| Type: | Package |
| Title: | Efficient Computations of Standard Clustering Comparison Measures |
| Version: | 1.1.0 |
| Maintainer: | Julien Chiquet <julien.chiquet@inrae.fr> |
| Description: | Implements an efficient O(n) algorithm based on bucket-sorting for fast computation of standard clustering comparison measures. Available measures include adjusted Rand index (ARI), normalized information distance (NID), normalized mutual information (NMI), normalized variation information (NVI) and entropy, as described in Vinh et al (2009) <doi:10.1145/1553374.1553511>. Include AMI (Adjusted Mutual Information) since version 0.1.2, a modified version of ARI (MARI), as described in Sundqvist et al. <doi:10.1007/s00180-022-01230-7> and simple Chi-square distance since version 1.0.0. |
| License: | GPL (≥ 3) |
| URL: | https://github.com/jchiquet/aricode |
| BugReports: | https://github.com/jchiquet/aricode/issues |
| Encoding: | UTF-8 |
| Imports: | Matrix, Rcpp, lifecycle |
| Suggests: | testthat, spelling, mclust, ggplot2, pkgdown |
| LinkingTo: | Rcpp |
| Language: | en-US |
| Config/roxygen2/version: | 8.0.0 |
| NeedsCompilation: | yes |
| Packaged: | 2026-05-13 14:30:35 UTC; jchiquet |
| Author: | Julien Chiquet |
| Repository: | CRAN |
| Date/Publication: | 2026-05-13 15:20:02 UTC |
aricode: Efficient Computations of Standard Clustering Comparison Measures
Description
Implements an efficient O(n) algorithm based on bucket-sorting for fast computation of standard clustering comparison measures.
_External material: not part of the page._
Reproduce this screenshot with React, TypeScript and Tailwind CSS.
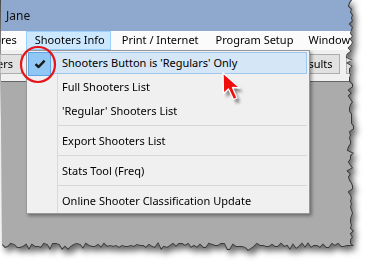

Available measures include adjusted Rand index (ARI), normalized information distance (NID), normalized mutual information (NMI), normalized variation information (NVI) and entropy, as described in Vinh et al (2009) doi:10.1145/1553374.1553511. Include AMI (Adjusted Mutual Information) since version 0.1.2, a modified version of ARI (MARI), as described in Sundqvist et al. doi:10.1007/s00180-022-01230-7 and simple Chi-square distance since version 1.0.0.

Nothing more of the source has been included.